Alles beginnt damit, dass ein nackter junger Mann an den Strand des abgelegenen Fischerdorfes St. Piran gespült wird und kurz darauf ein Wal strandet. Mit vereinten Kräften schafft die eingeschworene Dorfgemeinschaft den Wal ins Meer zurück. Doch der angespülte Fremde hat eine Mission. Joe kommt aus der City, aus London, wo er einen Kollaps vorhergesehen hat. Ist die Welt noch zu retten?

Wow, was für ein spannendes und hochbrisantes Thema, dem John Ironmonger sich da annimmt. Nach der Leseprobe hatte ich große Erwartungen an das Buch, eine Geschichte, die man so schnell nicht wieder vergisst.

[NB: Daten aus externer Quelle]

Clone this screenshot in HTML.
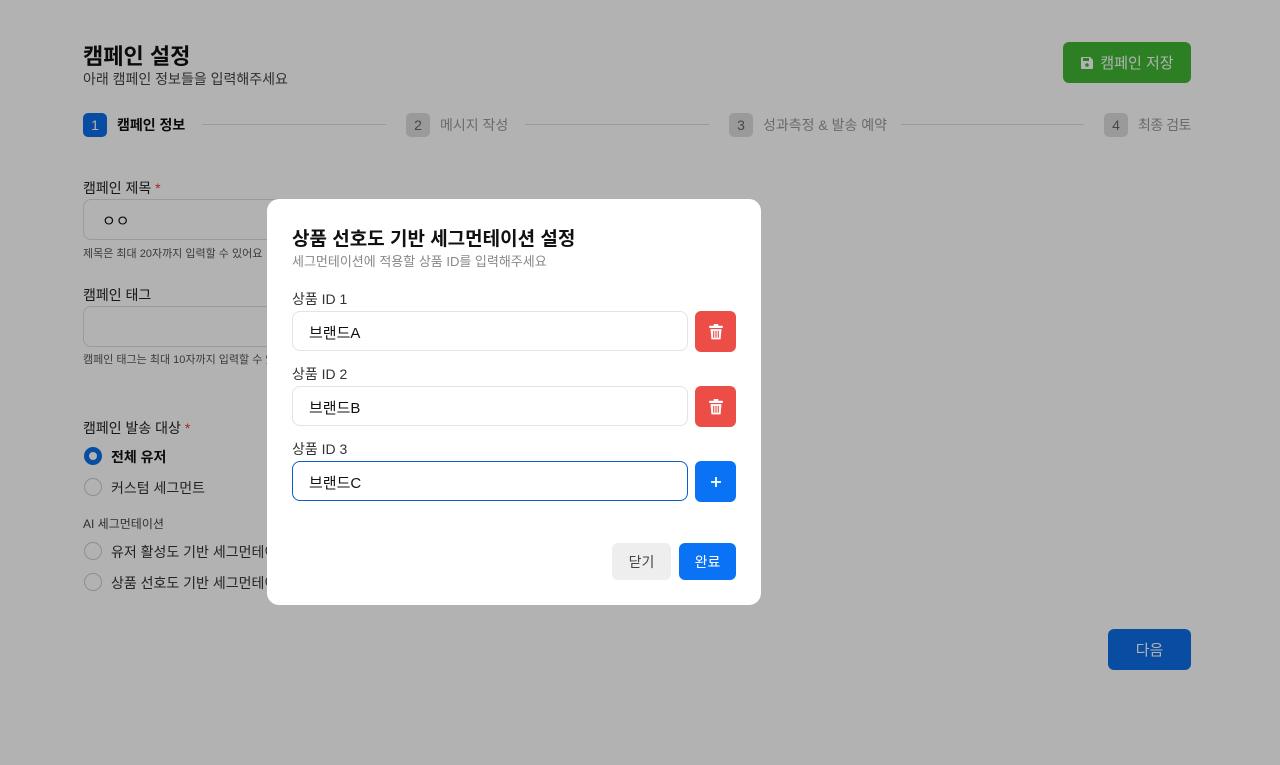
<!DOCTYPE html>
<html><head><meta charset="utf-8"><style>
*{box-sizing:border-box;margin:0;padding:0}
body{width:1280px;height:765px;position:relative;overflow:hidden;background:#fff;font-family:"Liberation Sans","Noto Sans CJK KR",sans-serif;color:#111}
.abs{position:absolute}
.ov{position:absolute;inset:0;background:rgba(0,0,0,0.3)}
.step{position:absolute;top:113px;display:flex;align-items:center;font-size:14px;color:#999}
.num{width:24px;height:24px;border-radius:5px;background:#ddd;color:#666;display:flex;align-items:center;justify-content:center;font-size:14px;margin-right:10px}
.line{position:absolute;top:124px;height:1px;background:#ddd}
.lbl{font-size:14px;color:#222}
.help{font-size:11px;color:#555}
.inp{position:absolute;border:1px solid #ddd;border-radius:8px;background:#fff}
.radio{position:absolute;width:18px;height:18px;border-radius:50%;border:1.5px solid #ccc;background:#fff}
.rt{position:absolute;font-size:14px;color:#333}
.modal{position:absolute;left:267px;top:199px;width:494px;height:406px;background:#fff;border-radius:12px}
.mi{position:absolute;left:25px;width:396px;height:40px;border:1px solid #e3e3e3;border-radius:8px;font-size:15px;padding:10px 16px;color:#111}
.ml{position:absolute;left:25px;font-size:14px;color:#333}
.bt{position:absolute;left:428px;width:41px;height:41px;border-radius:6px;display:flex;align-items:center;justify-content:center}
</style></head><body>
<div class="abs" style="left:83px;top:39px;font-size:22px;font-weight:bold">캠페인 설정</div>
<div class="abs" style="left:83px;top:69px;font-size:14px;color:#444">아래 캠페인 정보들을 입력해주세요</div>
<div class="abs" style="left:1063px;top:42px;width:128px;height:41px;background:#40b833;border-radius:6px;color:#fff;font-size:15px;display:flex;align-items:center;justify-content:center;gap:6px">
<svg width="14" height="14" viewBox="0 0 14 14"><path d="M1 2a1 1 0 0 1 1-1h8l3 3v8a1 1 0 0 1-1 1H2a1 1 0 0 1-1-1z" fill="#fff"/><rect x="3" y="2" width="6" height="3" fill="#40b833"/><circle cx="7" cy="9" r="1.8" fill="#40b833"/></svg>캠페인 저장</div>
<div class="step" style="left:83px;color:#111;font-weight:bold"><div class="num" style="background:#0e6fe8;color:#fff;font-weight:normal">1</div>캠페인 정보</div>
<div class="line" style="left:202px;width:184px"></div>
<div class="step" style="left:406px"><div class="num">2</div>메시지 작성</div>
<div class="line" style="left:525px;width:184px"></div>
<div class="step" style="left:729px"><div class="num">3</div>성과측정 &amp; 발송 예약</div>
<div class="line" style="left:901px;width:183px"></div>
<div class="step" style="left:1104px;letter-spacing:-0.5px"><div class="num" style="letter-spacing:0">4</div>최종 검토</div>
<div class="abs lbl" style="left:83px;top:178px">캠페인 제목<span style="color:#e33"> *</span></div>
<div class="inp" style="left:83px;top:199px;width:300px;height:41px;padding:10px 18px;font-size:15px">ㅇㅇ</div>
<div class="abs help" style="left:83px;top:245px">제목은 최대 20자까지 입력할 수 있어요</div>
<div class="abs lbl" style="left:83px;top:285px">캠페인 태그</div>
<div class="inp" style="left:83px;top:306px;width:300px;height:41px"></div>
<div class="abs help" style="left:83px;top:351px">캠페인 태그는 최대 10자까지 입력할 수 있어요</div>
<div class="abs lbl" style="left:83px;top:418px">캠페인 발송 대상<span style="color:#e33"> *</span></div>
<div class="radio" style="left:84px;top:447px;border:5px solid #0e6fe8"></div><div class="rt" style="left:111px;top:447px;font-weight:bold;color:#111">전체 유저</div>
<div class="radio" style="left:84px;top:478px"></div><div class="rt" style="left:111px;top:478px">커스텀 세그먼트</div>
<div class="abs" style="left:83px;top:515px;font-size:12px;color:#444">AI 세그먼테이션</div>
<div class="radio" style="left:84px;top:542px"></div><div class="rt" style="left:111px;top:542px">유저 활성도 기반 세그먼테이션</div>
<div class="radio" style="left:84px;top:573px"></div><div class="rt" style="left:111px;top:573px">상품 선호도 기반 세그먼테이션</div>
<div class="abs" style="left:1108px;top:629px;width:83px;height:41px;background:#0e6fe8;border-radius:6px;color:#fff;font-size:15px;display:flex;align-items:center;justify-content:center">다음</div>
<div class="ov"></div>
<div class="modal">
<div class="abs" style="left:25px;top:25px;font-size:19px;font-weight:bold">상품 선호도 기반 세그먼테이션 설정</div>
<div class="abs" style="left:25px;top:52px;font-size:13px;color:#888">세그먼테이션에 적용할 상품 ID를 입력해주세요</div>
<div class="ml" style="top:90px">상품 ID 1</div>
<div class="mi" style="top:112px">브랜드A</div>
<div class="bt" style="top:112px;background:#ec4d46"><svg width="14" height="16" viewBox="0 0 12 14"><rect x="0" y="1.5" width="12" height="2" rx=".5" fill="#fff"/><rect x="4" y="0" width="4" height="2" fill="#fff"/><path d="M1.2 4.5h9.6l-.8 9H2z" fill="#fff"/><path d="M4 6v6M6 6v6M8 6v6" stroke="#ec4d46" stroke-width="1"/></svg></div>
<div class="ml" style="top:165px">상품 ID 2</div>
<div class="mi" style="top:187px">브랜드B</div>
<div class="bt" style="top:187px;background:#ec4d46"><svg width="14" height="16" viewBox="0 0 12 14"><rect x="0" y="1.5" width="12" height="2" rx=".5" fill="#fff"/><rect x="4" y="0" width="4" height="2" fill="#fff"/><path d="M1.2 4.5h9.6l-.8 9H2z" fill="#fff"/><path d="M4 6v6M6 6v6M8 6v6" stroke="#ec4d46" stroke-width="1"/></svg></div>
<div class="ml" style="top:240px">상품 ID 3</div>
<div class="mi" style="top:262px;border:1.5px solid #0a5fc7">브랜드C</div>
<div class="bt" style="top:262px;background:#0a72f5"><svg width="12" height="12" viewBox="0 0 12 12"><path d="M6 1v10M1 6h10" stroke="#fff" stroke-width="1.8"/></svg></div>
<div class="abs" style="left:345px;top:344px;width:59px;height:37px;background:#eee;border-radius:6px;font-size:14px;color:#444;display:flex;align-items:center;justify-content:center">닫기</div>
<div class="abs" style="left:412px;top:344px;width:57px;height:37px;background:#0a72f5;border-radius:6px;font-size:14px;color:#fff;display:flex;align-items:center;justify-content:center">완료</div>
</div>
</body></html>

Die Story an sich ist großartig und macht Mut, dass die Menschheit doch nicht so schlecht ist, wie man immer denkt. Auf weniger Seiten hätte sie mich wahrscheinlich vollständig begeistert. Doch John Ironmonger verliert sich ein wenig in seinem Helden Joe und da wird es langatmig. Ich habe mich den kompletten Mittelteil über gefragt, wo wir jetzt hindriften und ob die Länge und Wiederholungen sein müssen.
Denn obwohl St. Piran ein wundervoll idyllischer Schauplatz ist und die Bewohner großartig, leicht skurril und dennoch sehr authentisch angelegt sind, hat mich das leider ein wenig ausgebremst.
Zum Glück hat der Autor einen schönen flüssigen und bildhaften Schreibstil, so dass die Längen zwar recht angenehm zu lesen waren, mich aber emotional verloren haben.

Das Ende ist Geschmackssache. Mir persönlich vielleicht ein wenig too much und zu viel des Pathos. Denn die Aussage, die John Ironmonger dem Leser vermitteln möchte, wäre auch im Kleinen sehr gut rübergekommen. Dennoch ein sehr schönes Ende, das Mut macht unsere Gesellschaft einmal wieder mit anderen Augen zu betrachten.

Fazit: Im Kern eine großartige Geschichte, die man so schnell nicht vergisst. Schade, dass sie sich manchmal ein wenig verliert und dadurch verwässert.